### Information provided:

┌──

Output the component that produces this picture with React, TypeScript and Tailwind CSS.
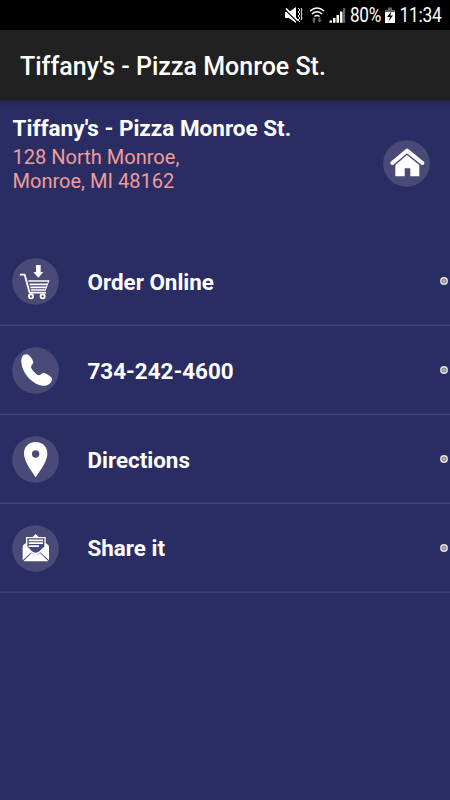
import type { ReactNode } from "react";

function IconDisc({ children }: { children: ReactNode }) {
  return (
    <svg className="block h-[47px] w-[47px] shrink-0" viewBox="0 0 141 141" fill="#fff">
      <circle cx="70.5" cy="70.5" r="70" fill="#494a78" />
      {children}
    </svg>
  );
}

function HomeIcon() {
  return (
    <IconDisc>
      <path d="M28 69 L72 32 L118 69" fill="none" stroke="#fff" strokeWidth="12" strokeLinecap="round" strokeLinejoin="round" />
      <path d="M37 75 L72 45 L109 75 V109 H82 V85 H65 V109 H37 Z" />
    </IconDisc>
  );
}

function CartIcon() {
  return (
    <IconDisc>
      <path d="M72 21 H86 V42 H94 L79 59 L64 42 H72 Z" />
      <path d="M26 50 H38 L53 104 H100" fill="none" stroke="#fff" strokeWidth="5.5" strokeLinejoin="round" strokeLinecap="round" />
      <path d="M49 69 H111 M53 79 H105 M55 88 H103 M57 96 H101" fill="none" stroke="#fff" strokeWidth="5.2" />
      <path d="M111 67 L100 96" stroke="#fff" strokeWidth="3" />
      <circle cx="57" cy="115" r="6.3" fill="#494a78" stroke="#fff" strokeWidth="5.5" />
      <circle cx="92" cy="115" r="6.3" fill="#494a78" stroke="#fff" strokeWidth="5.5" />
    </IconDisc>
  );
}

function PhoneIcon() {
  return (
    <IconDisc>
      <path d="M44 22 C33 21 27 32 28 45 C31 81 61 111 91 116 C107 118 121 107 120 95 C119 89 103 79 96 78 C89 77 86 85 80 85 C74 84 58 68 57 60 C57 55 64 52 64 46 C63 39 53 23 44 22 Z" />
    </IconDisc>
  );
}

function PinIcon() {
  return (
    <IconDisc>
      <path fillRule="evenodd" d="M71 18 C49 18 35 34 36 54 C37 76 56 102 71 124 C86 102 105 76 106 54 C107 34 93 18 71 18 Z M71 43 A11 11 0 1 1 71 65 A11 11 0 1 1 71 43 Z" />
    </IconDisc>
  );
}

function MailIcon() {
  return (
    <IconDisc>
      <path d="M33 67 V61 L42 54 V36 H62 L71 27 L80 36 H101 V54 L110 61 V67 L71 91 Z" />
      <path d="M46 40 H97 V64 L84 77 Q71 89 58 77 L46 64 Z" fill="#45477a" />
      <path d="M50 46 H93 M50 54.5 H93 M50 63.5 H81" stroke="#fff" strokeWidth="5.4" />
      <path d="M32 63 L58 82 L32 106 Z M111 63 L85 82 L111 106 Z" />
      <path d="M34 109 L59 84 Q71 94 84 84 L109 109 Z" />
    </IconDisc>
  );
}

function StatusBar() {
  return (
    <header className="flex h-[30px] shrink-0 items-center bg-black pl-[284px] text-white">
      <svg className="block h-[30px] w-[62px] shrink-0" viewBox="0 0 62 30" fill="#fff">
        <path d="M1 12 H5 L12 7 V23 L5 18 H1 Z" />
        <path d="M1 9.5 L13 21.5" stroke="#000" strokeWidth="1.2" />
        <path d="M2 8.5 L14 20.5" stroke="#fff" strokeWidth="1.7" />
        <path d="M14 8 L16 10 L14 12 L16 14 L14 16 L16 18 L14 20 L16 22 M17 8 L18 10 L17 12 L18 14 L17 16 L18 18 L17 20" fill="none" stroke="#fff" strokeWidth="1" />
        <path d="M26 11 Q33 5 40 11 M28 14 Q33 9.5 38 14 M30.5 16.5 Q33 14.5 35.5 16.5" fill="none" stroke="#fff" strokeWidth="1.5" />
        <path d="M29 22.5 V19.5 H27.8 L30 17 L32.2 19.5 H31 V22.5 Z M34.5 17.5 H36.5 V20 H37.7 L35.5 22.5 L33.3 20 H34.5 Z" fill="#686868" />
        <path d="M45.5 20.5 H48 V22.8 H45.5 Z M49 18 H51.5 V22.8 H49 Z M52.5 15 H55 V22.8 H52.5 Z M56 11.5 H58.5 V22.8 H56 Z" />
        <path d="M59 8 H61.2 V22.8 H59 Z" fill="#666" />
      </svg>
      <span className="w-[38px] origin-left scale-x-[0.88] whitespace-nowrap pl-[4.5px] pt-[2px] text-[19.5px] leading-[30px] tracking-[-0.3px]">80%</span>
      <svg className="block h-[30px] w-[12px] shrink-0" viewBox="0 0 12 30">
        <path d="M4 7.5 H8 V10 H11 V13 H1 V10 H4 Z" fill="#666" />
        <path d="M1 12 H11 V23 H1 Z" fill="#fff" />
        <path d="M7.5 11 L3 17 H6 L4.5 21.5 L9 15.5 H6.2 Z" fill="#000" />
      </svg>
      <span className="origin-left scale-x-[0.89] whitespace-nowrap pl-[4px] pt-[2px] text-[19.5px] leading-[30px] tracking-[-0.3px]">11:34</span>
    </header>
  );
}

const actions = [
  { label: "Order Online", icon: <CartIcon /> },
  { label: "734-242-4600", icon: <PhoneIcon /> },
  { label: "Directions", icon: <PinIcon /> },
  { label: "Share it", icon: <MailIcon /> },
];

export default function App() {
  return (
    <div className="flex h-[800px] w-[450px] flex-col overflow-hidden bg-[#292d64] font-[Roboto,sans-serif] text-white">
      <StatusBar />
      <div className="flex h-[70px] shrink-0 items-center bg-[#212121] pl-5 pt-[3px] text-[25px] font-medium">
        <h1 className="whitespace-nowrap font-medium">Tiffany's - Pizza Monroe St.</h1>
      </div>
      <div className="h-[6px] shrink-0 bg-linear-to-b from-[#22254f] to-[#292d64]" />
      <section className="flex h-[131.5px] shrink-0 justify-between pl-[12.5px] pr-5">
        <div className="pt-[9px]">
          <h2 className="whitespace-nowrap text-[22.5px] font-bold leading-[26px]">Tiffany's - Pizza Monroe St.</h2>
          <p className="pt-[4px] text-[20.05px] leading-[24px] text-[#f29b98]">
            128 North Monroe,<br />Monroe, MI 48162
          </p>
        </div>
        <div className="pt-[33.5px]"><HomeIcon /></div>
      </section>
      <nav className="flex flex-col">
        {actions.map(({ label, icon }) => (
          <a key={label} className="flex h-[88.75px] items-center pl-3 pr-px shadow-[inset_0_-1.5px_0_#3f4377]">
            {icon}
            <span className="ml-[28.5px] flex-1 pt-[2px] text-[22.4px] font-bold">{label}</span>
            <svg className="block h-[9px] w-[10px]" viewBox="0 0 10 9">
              <circle cx="5" cy="4" r="3.9" fill="#e7e5e0" />
              <circle cx="5" cy="4" r="2" fill="#bbb" stroke="#6e6e76" strokeWidth="1" />
            </svg>
          </a>
        ))}
      </nav>
    </div>
  );
}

└──

### What you need to do:
Each line of the material must be retyped exactly, except that images are omitted.

### Solution for this task:
Output the component that produces this picture with React, TypeScript and Tailwind CSS.
import type { ReactNode } from "react";

function IconDisc({ children }: { children: ReactNode }) {
  return (
    <svg className="block h-[47px] w-[47px] shrink-0" viewBox="0 0 141 141" fill="#fff">
      <circle cx="70.5" cy="70.5" r="70" fill="#494a78" />
      {children}
    </svg>
  );
}

function HomeIcon() {
  return (
    <IconDisc>
      <path d="M28 69 L72 32 L118 69" fill="none" stroke="#fff" strokeWidth="12" strokeLinecap="round" strokeLinejoin="round" />
      <path d="M37 75 L72 45 L109 75 V109 H82 V85 H65 V109 H37 Z" />
    </IconDisc>
  );
}

function CartIcon() {
  return (
    <IconDisc>
      <path d="M72 21 H86 V42 H94 L79 59 L64 42 H72 Z" />
      <path d="M26 50 H38 L53 104 H100" fill="none" stroke="#fff" strokeWidth="5.5" strokeLinejoin="round" strokeLinecap="round" />
      <path d="M49 69 H111 M53 79 H105 M55 88 H103 M57 96 H101" fill="none" stroke="#fff" strokeWidth="5.2" />
      <path d="M111 67 L100 96" stroke="#fff" strokeWidth="3" />
      <circle cx="57" cy="115" r="6.3" fill="#494a78" stroke="#fff" strokeWidth="5.5" />
      <circle cx="92" cy="115" r="6.3" fill="#494a78" stroke="#fff" strokeWidth="5.5" />
    </IconDisc>
  );
}

function PhoneIcon() {
  return (
    <IconDisc>
      <path d="M44 22 C33 21 27 32 28 45 C31 81 61 111 91 116 C107 118 121 107 120 95 C119 89 103 79 96 78 C89 77 86 85 80 85 C74 84 58 68 57 60 C57 55 64 52 64 46 C63 39 53 23 44 22 Z" />
    </IconDisc>
  );
}

function PinIcon() {
  return (
    <IconDisc>
      <path fillRule="evenodd" d="M71 18 C49 18 35 34 36 54 C37 76 56 102 71 124 C86 102 105 76 106 54 C107 34 93 18 71 18 Z M71 43 A11 11 0 1 1 71 65 A11 11 0 1 1 71 43 Z" />
    </IconDisc>
  );
}

function MailIcon() {
  return (
    <IconDisc>
      <path d="M33 67 V61 L42 54 V36 H62 L71 27 L80 36 H101 V54 L110 61 V67 L71 91 Z" />
      <path d="M46 40 H97 V64 L84 77 Q71 89 58 77 L46 64 Z" fill="#45477a" />
      <path d="M50 46 H93 M50 54.5 H93 M50 63.5 H81" stroke="#fff" strokeWidth="5.4" />
      <path d="M32 63 L58 82 L32 106 Z M111 63 L85 82 L111 106 Z" />
      <path d="M34 109 L59 84 Q71 94 84 84 L109 109 Z" />
    </IconDisc>
  );
}

function StatusBar() {
  return (
    <header className="flex h-[30px] shrink-0 items-center bg-black pl-[284px] text-white">
      <svg className="block h-[30px] w-[62px] shrink-0" viewBox="0 0 62 30" fill="#fff">
        <path d="M1 12 H5 L12 7 V23 L5 18 H1 Z" />
        <path d="M1 9.5 L13 21.5" stroke="#000" strokeWidth="1.2" />
        <path d="M2 8.5 L14 20.5" stroke="#fff" strokeWidth="1.7" />
        <path d="M14 8 L16 10 L14 12 L16 14 L14 16 L16 18 L14 20 L16 22 M17 8 L18 10 L17 12 L18 14 L17 16 L18 18 L17 20" fill="none" stroke="#fff" strokeWidth="1" />
        <path d="M26 11 Q33 5 40 11 M28 14 Q33 9.5 38 14 M30.5 16.5 Q33 14.5 35.5 16.5" fill="none" stroke="#fff" strokeWidth="1.5" />
        <path d="M29 22.5 V19.5 H27.8 L30 17 L32.2 19.5 H31 V22.5 Z M34.5 17.5 H36.5 V20 H37.7 L35.5 22.5 L33.3 20 H34.5 Z" fill="#686868" />
        <path d="M45.5 20.5 H48 V22.8 H45.5 Z M49 18 H51.5 V22.8 H49 Z M52.5 15 H55 V22.8 H52.5 Z M56 11.5 H58.5 V22.8 H56 Z" />
        <path d="M59 8 H61.2 V22.8 H59 Z" fill="#666" />
      </svg>
      <span className="w-[38px] origin-left scale-x-[0.88] whitespace-nowrap pl-[4.5px] pt-[2px] text-[19.5px] leading-[30px] tracking-[-0.3px]">80%</span>
      <svg className="block h-[30px] w-[12px] shrink-0" viewBox="0 0 12 30">
        <path d="M4 7.5 H8 V10 H11 V13 H1 V10 H4 Z" fill="#666" />
        <path d="M1 12 H11 V23 H1 Z" fill="#fff" />
        <path d="M7.5 11 L3 17 H6 L4.5 21.5 L9 15.5 H6.2 Z" fill="#000" />
      </svg>
      <span className="origin-left scale-x-[0.89] whitespace-nowrap pl-[4px] pt-[2px] text-[19.5px] leading-[30px] tracking-[-0.3px]">11:34</span>
    </header>
  );
}

const actions = [
  { label: "Order Online", icon: <CartIcon /> },
  { label: "734-242-4600", icon: <PhoneIcon /> },
  { label: "Directions", icon: <PinIcon /> },
  { label: "Share it", icon: <MailIcon /> },
];

export default function App() {
  return (
    <div className="flex h-[800px] w-[450px] flex-col overflow-hidden bg-[#292d64] font-[Roboto,sans-serif] text-white">
      <StatusBar />
      <div className="flex h-[70px] shrink-0 items-center bg-[#212121] pl-5 pt-[3px] text-[25px] font-medium">
        <h1 className="whitespace-nowrap font-medium">Tiffany's - Pizza Monroe St.</h1>
      </div>
      <div className="h-[6px] shrink-0 bg-linear-to-b from-[#22254f] to-[#292d64]" />
      <section className="flex h-[131.5px] shrink-0 justify-between pl-[12.5px] pr-5">
        <div className="pt-[9px]">
          <h2 className="whitespace-nowrap text-[22.5px] font-bold leading-[26px]">Tiffany's - Pizza Monroe St.</h2>
          <p className="pt-[4px] text-[20.05px] leading-[24px] text-[#f29b98]">
            128 North Monroe,<br />Monroe, MI 48162
          </p>
        </div>
        <div className="pt-[33.5px]"><HomeIcon /></div>
      </section>
      <nav className="flex flex-col">
        {actions.map(({ label, icon }) => (
          <a key={label} className="flex h-[88.75px] items-center pl-3 pr-px shadow-[inset_0_-1.5px_0_#3f4377]">
            {icon}
            <span className="ml-[28.5px] flex-1 pt-[2px] text-[22.4px] font-bold">{label}</span>
            <svg className="block h-[9px] w-[10px]" viewBox="0 0 10 9">
              <circle cx="5" cy="4" r="3.9" fill="#e7e5e0" />
              <circle cx="5" cy="4" r="2" fill="#bbb" stroke="#6e6e76" strokeWidth="1" />
            </svg>
          </a>
        ))}
      </nav>
    </div>
  );
}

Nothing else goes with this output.